:: To do ::
Reproduce every line in the listing that contains the word "screenshot".

:: Available data ::
------------------------

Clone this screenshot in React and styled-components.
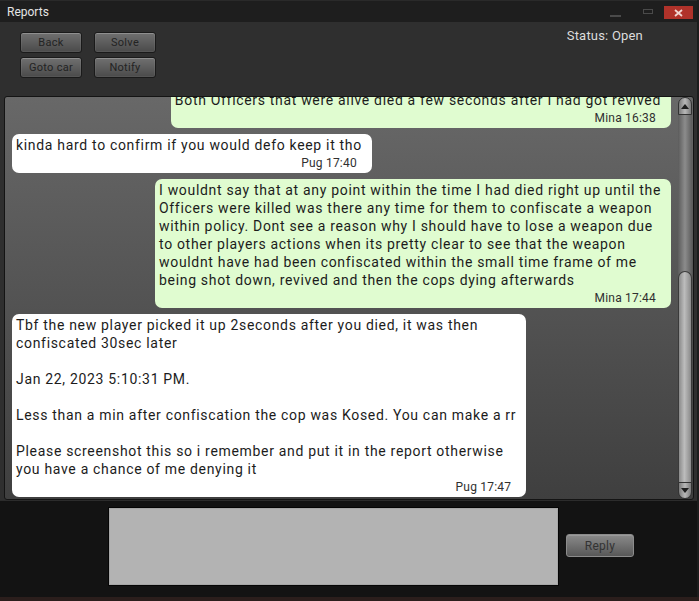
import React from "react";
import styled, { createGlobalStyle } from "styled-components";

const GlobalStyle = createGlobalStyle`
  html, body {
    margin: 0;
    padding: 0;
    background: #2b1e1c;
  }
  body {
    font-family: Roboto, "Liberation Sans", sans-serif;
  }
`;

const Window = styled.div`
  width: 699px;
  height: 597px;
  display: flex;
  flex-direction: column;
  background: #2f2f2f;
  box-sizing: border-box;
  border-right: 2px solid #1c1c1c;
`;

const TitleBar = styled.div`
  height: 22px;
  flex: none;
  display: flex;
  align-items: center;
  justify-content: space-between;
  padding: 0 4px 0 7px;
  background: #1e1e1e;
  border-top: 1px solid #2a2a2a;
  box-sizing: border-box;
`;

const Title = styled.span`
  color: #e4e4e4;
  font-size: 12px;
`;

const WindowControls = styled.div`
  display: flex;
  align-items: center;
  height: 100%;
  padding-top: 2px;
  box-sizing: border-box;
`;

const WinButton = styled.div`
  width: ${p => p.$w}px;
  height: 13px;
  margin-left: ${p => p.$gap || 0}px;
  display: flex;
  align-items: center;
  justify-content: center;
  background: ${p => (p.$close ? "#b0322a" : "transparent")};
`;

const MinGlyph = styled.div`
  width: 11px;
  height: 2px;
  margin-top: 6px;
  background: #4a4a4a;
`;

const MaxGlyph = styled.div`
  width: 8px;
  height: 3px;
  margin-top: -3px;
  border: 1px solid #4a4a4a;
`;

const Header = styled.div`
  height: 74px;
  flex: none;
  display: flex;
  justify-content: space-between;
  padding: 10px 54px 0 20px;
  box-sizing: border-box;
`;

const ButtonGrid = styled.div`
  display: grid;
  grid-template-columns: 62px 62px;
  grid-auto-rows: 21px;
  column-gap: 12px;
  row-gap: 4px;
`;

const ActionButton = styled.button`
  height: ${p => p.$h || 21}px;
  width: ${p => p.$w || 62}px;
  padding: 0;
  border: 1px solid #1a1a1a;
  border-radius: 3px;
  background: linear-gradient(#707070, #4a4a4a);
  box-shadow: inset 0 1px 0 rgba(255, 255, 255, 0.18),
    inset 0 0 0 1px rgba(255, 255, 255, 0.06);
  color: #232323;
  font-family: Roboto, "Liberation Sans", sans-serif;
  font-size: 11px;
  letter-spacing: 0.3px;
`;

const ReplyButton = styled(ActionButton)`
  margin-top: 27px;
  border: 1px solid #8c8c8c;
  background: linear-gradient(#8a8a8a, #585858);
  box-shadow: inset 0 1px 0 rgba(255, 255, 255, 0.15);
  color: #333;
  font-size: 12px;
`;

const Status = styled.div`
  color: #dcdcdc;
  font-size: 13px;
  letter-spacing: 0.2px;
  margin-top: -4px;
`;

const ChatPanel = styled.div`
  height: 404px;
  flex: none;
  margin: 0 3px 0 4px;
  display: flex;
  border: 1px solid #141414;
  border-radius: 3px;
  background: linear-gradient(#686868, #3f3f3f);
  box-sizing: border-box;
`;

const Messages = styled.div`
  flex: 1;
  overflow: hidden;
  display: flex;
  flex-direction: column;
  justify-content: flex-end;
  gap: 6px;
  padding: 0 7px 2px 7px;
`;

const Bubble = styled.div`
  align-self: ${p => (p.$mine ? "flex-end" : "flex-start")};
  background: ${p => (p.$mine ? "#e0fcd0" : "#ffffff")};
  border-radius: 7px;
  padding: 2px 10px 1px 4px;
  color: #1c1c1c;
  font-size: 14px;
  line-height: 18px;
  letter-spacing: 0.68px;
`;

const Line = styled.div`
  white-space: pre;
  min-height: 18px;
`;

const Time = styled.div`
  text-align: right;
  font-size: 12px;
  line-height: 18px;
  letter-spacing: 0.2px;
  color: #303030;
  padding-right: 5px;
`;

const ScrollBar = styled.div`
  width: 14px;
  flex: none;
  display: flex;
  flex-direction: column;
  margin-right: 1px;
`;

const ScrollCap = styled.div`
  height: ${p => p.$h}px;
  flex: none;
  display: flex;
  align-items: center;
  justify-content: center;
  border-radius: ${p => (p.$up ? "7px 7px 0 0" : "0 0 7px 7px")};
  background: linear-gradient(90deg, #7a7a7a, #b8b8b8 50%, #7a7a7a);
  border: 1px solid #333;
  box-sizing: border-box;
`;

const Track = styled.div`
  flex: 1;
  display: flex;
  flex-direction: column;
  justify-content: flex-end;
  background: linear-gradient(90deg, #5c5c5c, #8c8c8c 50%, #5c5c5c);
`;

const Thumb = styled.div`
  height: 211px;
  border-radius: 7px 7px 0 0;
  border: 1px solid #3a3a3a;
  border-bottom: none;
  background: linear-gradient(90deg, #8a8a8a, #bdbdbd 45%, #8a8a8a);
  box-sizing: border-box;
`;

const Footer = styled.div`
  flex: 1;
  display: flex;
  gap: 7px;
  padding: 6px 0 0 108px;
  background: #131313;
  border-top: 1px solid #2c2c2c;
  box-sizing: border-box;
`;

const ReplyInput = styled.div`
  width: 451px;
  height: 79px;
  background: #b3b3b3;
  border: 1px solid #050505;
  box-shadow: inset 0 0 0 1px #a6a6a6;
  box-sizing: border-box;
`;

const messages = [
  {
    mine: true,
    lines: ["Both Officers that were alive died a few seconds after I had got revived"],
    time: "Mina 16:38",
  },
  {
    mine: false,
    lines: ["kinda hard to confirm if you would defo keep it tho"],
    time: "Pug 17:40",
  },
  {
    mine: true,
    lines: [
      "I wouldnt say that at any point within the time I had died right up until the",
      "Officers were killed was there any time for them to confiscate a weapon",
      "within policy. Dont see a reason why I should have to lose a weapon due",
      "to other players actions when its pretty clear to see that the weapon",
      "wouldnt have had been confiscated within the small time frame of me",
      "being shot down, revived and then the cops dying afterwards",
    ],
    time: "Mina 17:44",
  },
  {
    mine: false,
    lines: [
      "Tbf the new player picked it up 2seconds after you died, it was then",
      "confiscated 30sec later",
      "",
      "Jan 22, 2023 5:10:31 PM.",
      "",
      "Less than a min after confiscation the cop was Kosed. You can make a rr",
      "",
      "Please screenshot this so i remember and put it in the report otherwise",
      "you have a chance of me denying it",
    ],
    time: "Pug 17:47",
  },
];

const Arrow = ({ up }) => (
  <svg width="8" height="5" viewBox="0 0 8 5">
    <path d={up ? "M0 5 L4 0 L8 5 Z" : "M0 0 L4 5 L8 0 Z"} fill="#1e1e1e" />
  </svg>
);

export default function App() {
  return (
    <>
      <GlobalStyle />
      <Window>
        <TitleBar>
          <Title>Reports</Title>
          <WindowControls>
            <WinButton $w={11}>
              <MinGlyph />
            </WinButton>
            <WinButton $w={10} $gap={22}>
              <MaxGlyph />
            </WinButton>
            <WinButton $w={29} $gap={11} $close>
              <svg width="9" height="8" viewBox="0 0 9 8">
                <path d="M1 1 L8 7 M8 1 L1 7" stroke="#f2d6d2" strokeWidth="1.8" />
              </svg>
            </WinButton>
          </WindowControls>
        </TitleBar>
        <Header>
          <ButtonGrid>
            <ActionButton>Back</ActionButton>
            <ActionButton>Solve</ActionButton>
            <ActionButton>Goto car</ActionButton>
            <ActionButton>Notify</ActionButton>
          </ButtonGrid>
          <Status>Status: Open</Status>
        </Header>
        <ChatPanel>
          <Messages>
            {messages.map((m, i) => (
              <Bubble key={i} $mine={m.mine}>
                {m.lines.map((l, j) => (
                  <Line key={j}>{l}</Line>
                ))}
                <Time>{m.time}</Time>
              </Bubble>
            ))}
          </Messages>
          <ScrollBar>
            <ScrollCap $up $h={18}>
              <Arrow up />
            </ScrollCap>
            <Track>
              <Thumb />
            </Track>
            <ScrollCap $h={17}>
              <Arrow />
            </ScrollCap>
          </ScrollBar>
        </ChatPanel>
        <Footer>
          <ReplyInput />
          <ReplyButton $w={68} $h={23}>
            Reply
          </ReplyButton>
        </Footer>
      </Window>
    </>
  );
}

------------------------

:: Result for this exercise ::
Clone this screenshot in React and styled-components.
      "Please screenshot this so i remember and put it in the report otherwise",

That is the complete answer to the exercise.